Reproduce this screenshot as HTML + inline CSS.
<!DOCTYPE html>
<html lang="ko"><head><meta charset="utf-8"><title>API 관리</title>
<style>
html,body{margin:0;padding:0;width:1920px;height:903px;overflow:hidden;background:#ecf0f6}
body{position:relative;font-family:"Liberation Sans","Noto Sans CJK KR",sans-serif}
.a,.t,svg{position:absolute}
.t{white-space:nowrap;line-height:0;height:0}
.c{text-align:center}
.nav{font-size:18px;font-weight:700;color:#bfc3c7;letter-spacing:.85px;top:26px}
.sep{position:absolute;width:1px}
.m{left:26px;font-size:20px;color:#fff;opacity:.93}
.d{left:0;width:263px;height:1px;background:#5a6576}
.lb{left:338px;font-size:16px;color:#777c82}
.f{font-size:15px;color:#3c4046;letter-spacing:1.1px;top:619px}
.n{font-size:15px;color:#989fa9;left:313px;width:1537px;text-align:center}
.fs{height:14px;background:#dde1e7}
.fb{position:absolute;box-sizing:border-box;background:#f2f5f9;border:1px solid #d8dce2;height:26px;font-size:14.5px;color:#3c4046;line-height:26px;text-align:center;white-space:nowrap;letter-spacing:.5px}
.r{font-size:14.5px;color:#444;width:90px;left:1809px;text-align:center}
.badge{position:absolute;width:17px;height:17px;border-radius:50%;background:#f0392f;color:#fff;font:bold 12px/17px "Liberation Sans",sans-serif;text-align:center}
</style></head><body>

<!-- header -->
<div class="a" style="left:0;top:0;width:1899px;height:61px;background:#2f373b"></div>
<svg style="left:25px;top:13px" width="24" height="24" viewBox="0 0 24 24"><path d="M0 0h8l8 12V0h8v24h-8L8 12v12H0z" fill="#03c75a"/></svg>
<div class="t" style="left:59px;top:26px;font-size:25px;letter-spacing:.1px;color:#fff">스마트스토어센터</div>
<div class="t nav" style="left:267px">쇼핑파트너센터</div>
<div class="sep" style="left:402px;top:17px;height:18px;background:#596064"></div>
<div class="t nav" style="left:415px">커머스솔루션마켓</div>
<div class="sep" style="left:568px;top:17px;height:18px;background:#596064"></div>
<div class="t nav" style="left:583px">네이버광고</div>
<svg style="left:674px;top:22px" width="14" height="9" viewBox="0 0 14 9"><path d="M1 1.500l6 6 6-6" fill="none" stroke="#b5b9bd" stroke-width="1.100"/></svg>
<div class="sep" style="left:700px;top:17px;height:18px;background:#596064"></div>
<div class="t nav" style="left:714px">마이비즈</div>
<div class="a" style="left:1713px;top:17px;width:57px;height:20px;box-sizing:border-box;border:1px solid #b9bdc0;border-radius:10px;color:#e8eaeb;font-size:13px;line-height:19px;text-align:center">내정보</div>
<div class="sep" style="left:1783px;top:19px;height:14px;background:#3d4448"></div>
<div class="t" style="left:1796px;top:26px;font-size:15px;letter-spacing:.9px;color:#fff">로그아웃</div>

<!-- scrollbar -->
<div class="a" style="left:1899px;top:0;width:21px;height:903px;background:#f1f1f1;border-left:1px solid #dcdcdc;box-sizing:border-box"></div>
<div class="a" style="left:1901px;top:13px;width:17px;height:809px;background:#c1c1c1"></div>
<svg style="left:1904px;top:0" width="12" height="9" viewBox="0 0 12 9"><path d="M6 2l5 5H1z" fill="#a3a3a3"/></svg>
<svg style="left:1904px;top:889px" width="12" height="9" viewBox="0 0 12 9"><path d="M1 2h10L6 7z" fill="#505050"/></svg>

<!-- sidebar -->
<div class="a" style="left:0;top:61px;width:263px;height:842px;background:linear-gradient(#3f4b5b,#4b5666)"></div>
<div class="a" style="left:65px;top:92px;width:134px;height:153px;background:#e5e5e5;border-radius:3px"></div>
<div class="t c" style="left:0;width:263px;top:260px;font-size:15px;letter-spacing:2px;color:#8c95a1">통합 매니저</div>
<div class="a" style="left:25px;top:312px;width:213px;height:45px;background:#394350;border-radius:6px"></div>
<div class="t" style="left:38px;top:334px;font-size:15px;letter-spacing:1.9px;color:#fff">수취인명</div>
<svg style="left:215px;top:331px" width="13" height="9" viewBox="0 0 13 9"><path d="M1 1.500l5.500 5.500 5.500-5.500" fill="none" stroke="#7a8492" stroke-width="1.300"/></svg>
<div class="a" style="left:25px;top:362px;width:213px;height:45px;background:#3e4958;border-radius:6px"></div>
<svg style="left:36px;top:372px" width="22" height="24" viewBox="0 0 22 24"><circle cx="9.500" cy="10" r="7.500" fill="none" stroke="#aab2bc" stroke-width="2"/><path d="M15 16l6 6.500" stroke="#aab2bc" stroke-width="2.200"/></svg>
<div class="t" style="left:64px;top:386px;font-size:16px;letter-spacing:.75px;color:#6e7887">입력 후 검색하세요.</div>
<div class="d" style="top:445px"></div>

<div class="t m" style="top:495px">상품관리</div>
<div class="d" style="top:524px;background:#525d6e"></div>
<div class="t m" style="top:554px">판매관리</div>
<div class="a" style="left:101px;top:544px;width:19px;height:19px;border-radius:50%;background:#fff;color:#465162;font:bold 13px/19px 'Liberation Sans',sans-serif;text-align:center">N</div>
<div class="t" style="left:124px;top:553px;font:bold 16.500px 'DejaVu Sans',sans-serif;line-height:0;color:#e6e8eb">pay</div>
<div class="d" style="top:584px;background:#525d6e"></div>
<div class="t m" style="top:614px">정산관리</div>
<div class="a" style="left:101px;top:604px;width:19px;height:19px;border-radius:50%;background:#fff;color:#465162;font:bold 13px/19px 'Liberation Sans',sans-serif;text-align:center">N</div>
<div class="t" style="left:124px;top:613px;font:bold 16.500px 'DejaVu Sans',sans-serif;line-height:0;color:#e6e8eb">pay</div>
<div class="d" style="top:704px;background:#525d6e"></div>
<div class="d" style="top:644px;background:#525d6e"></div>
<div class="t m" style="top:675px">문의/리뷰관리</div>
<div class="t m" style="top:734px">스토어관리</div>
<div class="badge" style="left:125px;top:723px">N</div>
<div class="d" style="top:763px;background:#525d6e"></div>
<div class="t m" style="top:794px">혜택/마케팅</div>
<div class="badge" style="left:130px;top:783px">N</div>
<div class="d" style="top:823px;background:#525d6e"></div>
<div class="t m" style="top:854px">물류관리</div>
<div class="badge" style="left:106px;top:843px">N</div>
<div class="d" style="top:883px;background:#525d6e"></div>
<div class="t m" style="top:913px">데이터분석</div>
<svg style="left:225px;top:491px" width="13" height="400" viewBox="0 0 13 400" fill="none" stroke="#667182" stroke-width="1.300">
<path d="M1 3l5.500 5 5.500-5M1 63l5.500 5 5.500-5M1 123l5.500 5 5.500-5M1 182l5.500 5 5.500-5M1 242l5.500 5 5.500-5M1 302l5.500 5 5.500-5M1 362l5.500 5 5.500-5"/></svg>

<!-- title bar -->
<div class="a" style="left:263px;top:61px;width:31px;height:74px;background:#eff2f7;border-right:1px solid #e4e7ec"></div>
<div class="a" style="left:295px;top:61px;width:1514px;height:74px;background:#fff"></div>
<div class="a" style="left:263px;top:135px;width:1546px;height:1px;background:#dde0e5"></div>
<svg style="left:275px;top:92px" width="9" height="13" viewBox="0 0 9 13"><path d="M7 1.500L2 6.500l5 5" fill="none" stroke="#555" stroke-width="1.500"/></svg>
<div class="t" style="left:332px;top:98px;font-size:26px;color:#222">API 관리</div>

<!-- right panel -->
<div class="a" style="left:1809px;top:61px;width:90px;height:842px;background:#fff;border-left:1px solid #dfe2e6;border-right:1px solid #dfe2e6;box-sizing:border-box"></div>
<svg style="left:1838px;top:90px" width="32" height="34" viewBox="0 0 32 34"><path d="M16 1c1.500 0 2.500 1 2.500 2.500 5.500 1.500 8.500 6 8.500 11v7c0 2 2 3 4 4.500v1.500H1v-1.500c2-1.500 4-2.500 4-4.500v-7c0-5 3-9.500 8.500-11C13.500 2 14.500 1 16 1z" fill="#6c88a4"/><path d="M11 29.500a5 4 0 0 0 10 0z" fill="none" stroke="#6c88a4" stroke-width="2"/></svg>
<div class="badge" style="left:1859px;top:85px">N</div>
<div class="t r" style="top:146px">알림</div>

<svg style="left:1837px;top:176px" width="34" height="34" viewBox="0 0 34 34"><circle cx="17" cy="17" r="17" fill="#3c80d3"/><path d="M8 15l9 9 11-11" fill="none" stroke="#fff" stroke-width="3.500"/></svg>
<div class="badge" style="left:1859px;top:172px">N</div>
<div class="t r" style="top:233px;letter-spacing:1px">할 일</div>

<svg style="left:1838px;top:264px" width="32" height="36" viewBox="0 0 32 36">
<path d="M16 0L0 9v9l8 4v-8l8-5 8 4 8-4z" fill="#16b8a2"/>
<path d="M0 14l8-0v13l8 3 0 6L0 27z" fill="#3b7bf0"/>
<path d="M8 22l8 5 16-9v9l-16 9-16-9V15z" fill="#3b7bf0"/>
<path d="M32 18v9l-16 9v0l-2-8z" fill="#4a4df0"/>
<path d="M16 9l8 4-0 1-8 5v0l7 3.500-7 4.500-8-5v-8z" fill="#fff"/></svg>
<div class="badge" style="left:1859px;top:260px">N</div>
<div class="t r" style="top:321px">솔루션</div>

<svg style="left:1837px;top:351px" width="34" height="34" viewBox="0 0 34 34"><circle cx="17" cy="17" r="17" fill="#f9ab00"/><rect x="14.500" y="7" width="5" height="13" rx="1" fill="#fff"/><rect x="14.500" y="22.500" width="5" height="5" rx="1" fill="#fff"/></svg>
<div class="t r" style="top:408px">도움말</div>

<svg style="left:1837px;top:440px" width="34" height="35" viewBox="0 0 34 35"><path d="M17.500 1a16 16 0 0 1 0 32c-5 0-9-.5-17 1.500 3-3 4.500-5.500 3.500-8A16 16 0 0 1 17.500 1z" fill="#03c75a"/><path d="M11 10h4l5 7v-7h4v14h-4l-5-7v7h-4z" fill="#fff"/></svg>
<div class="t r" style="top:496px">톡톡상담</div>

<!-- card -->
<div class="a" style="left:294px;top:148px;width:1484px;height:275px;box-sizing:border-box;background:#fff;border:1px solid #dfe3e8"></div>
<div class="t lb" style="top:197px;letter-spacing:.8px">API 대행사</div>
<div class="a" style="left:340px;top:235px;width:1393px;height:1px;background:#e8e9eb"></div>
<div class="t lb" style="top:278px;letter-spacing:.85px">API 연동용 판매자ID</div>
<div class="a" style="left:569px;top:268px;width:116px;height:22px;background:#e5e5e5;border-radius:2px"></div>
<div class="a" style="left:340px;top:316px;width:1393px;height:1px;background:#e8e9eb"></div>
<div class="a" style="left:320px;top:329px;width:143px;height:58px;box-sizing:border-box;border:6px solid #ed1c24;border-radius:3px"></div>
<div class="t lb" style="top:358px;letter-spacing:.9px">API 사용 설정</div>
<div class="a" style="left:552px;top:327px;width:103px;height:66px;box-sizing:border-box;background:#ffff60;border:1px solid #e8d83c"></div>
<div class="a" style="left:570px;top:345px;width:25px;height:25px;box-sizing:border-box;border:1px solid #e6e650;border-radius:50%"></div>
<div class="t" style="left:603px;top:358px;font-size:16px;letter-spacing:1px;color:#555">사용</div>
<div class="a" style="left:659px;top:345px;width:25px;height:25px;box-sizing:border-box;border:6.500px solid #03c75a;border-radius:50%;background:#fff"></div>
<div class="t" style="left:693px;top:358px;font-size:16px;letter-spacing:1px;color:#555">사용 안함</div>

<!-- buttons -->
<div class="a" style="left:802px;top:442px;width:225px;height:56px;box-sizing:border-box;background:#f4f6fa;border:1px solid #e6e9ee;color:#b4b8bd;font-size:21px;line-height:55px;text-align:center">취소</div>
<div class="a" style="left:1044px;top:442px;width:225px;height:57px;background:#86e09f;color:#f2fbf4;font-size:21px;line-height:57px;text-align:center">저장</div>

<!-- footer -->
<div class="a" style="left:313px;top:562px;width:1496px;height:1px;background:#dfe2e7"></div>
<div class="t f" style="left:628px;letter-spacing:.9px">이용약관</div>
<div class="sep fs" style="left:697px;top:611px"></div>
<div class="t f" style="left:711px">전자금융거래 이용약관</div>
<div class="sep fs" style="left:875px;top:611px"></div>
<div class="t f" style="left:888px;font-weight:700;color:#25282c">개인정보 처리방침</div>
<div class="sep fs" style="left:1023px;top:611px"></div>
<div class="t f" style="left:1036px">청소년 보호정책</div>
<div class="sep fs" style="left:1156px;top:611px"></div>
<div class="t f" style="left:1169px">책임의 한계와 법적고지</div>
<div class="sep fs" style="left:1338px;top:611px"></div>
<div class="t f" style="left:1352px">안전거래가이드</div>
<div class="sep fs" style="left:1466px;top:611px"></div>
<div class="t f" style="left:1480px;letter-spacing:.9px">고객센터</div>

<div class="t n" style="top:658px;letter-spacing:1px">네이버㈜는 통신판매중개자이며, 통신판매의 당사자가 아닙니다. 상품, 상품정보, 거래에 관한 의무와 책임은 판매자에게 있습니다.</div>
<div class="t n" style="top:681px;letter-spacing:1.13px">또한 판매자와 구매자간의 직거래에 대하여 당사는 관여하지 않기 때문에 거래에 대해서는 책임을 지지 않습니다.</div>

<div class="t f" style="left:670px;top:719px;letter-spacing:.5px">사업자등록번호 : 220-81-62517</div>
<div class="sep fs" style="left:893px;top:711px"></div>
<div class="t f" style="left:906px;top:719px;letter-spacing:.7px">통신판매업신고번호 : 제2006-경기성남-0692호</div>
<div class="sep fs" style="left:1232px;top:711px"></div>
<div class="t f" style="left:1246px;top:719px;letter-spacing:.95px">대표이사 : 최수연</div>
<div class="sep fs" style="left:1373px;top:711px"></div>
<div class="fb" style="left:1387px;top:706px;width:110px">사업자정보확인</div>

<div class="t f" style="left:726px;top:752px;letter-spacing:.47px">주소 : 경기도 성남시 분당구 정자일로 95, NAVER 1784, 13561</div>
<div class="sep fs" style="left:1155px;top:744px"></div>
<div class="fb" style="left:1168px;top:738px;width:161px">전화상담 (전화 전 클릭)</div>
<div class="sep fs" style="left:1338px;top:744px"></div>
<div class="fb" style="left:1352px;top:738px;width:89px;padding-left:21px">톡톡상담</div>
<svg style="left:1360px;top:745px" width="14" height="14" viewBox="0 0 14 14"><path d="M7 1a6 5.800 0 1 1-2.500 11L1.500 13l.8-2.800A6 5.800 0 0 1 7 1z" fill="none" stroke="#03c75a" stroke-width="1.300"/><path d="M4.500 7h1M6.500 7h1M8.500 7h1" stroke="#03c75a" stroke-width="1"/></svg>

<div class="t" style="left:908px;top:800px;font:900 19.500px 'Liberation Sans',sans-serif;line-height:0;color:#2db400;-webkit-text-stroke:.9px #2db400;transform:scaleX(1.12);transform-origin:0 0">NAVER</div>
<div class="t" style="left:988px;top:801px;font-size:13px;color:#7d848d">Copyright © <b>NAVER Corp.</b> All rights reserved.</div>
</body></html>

::::::

* **The task**
Print only the lines from the top of the data above down to the line holding "</style></head><body>", inclusive.

* **Answer to this exercise**
Reproduce this screenshot as HTML + inline CSS.
<!DOCTYPE html>
<html lang="ko"><head><meta charset="utf-8"><title>API 관리</title>
<style>
html,body{margin:0;padding:0;width:1920px;height:903px;overflow:hidden;background:#ecf0f6}
body{position:relative;font-family:"Liberation Sans","Noto Sans CJK KR",sans-serif}
.a,.t,svg{position:absolute}
.t{white-space:nowrap;line-height:0;height:0}
.c{text-align:center}
.nav{font-size:18px;font-weight:700;color:#bfc3c7;letter-spacing:.85px;top:26px}
.sep{position:absolute;width:1px}
.m{left:26px;font-size:20px;color:#fff;opacity:.93}
.d{left:0;width:263px;height:1px;background:#5a6576}
.lb{left:338px;font-size:16px;color:#777c82}
.f{font-size:15px;color:#3c4046;letter-spacing:1.1px;top:619px}
.n{font-size:15px;color:#989fa9;left:313px;width:1537px;text-align:center}
.fs{height:14px;background:#dde1e7}
.fb{position:absolute;box-sizing:border-box;background:#f2f5f9;border:1px solid #d8dce2;height:26px;font-size:14.5px;color:#3c4046;line-height:26px;text-align:center;white-space:nowrap;letter-spacing:.5px}
.r{font-size:14.5px;color:#444;width:90px;left:1809px;text-align:center}
.badge{position:absolute;width:17px;height:17px;border-radius:50%;background:#f0392f;color:#fff;font:bold 12px/17px "Liberation Sans",sans-serif;text-align:center}
</style></head><body>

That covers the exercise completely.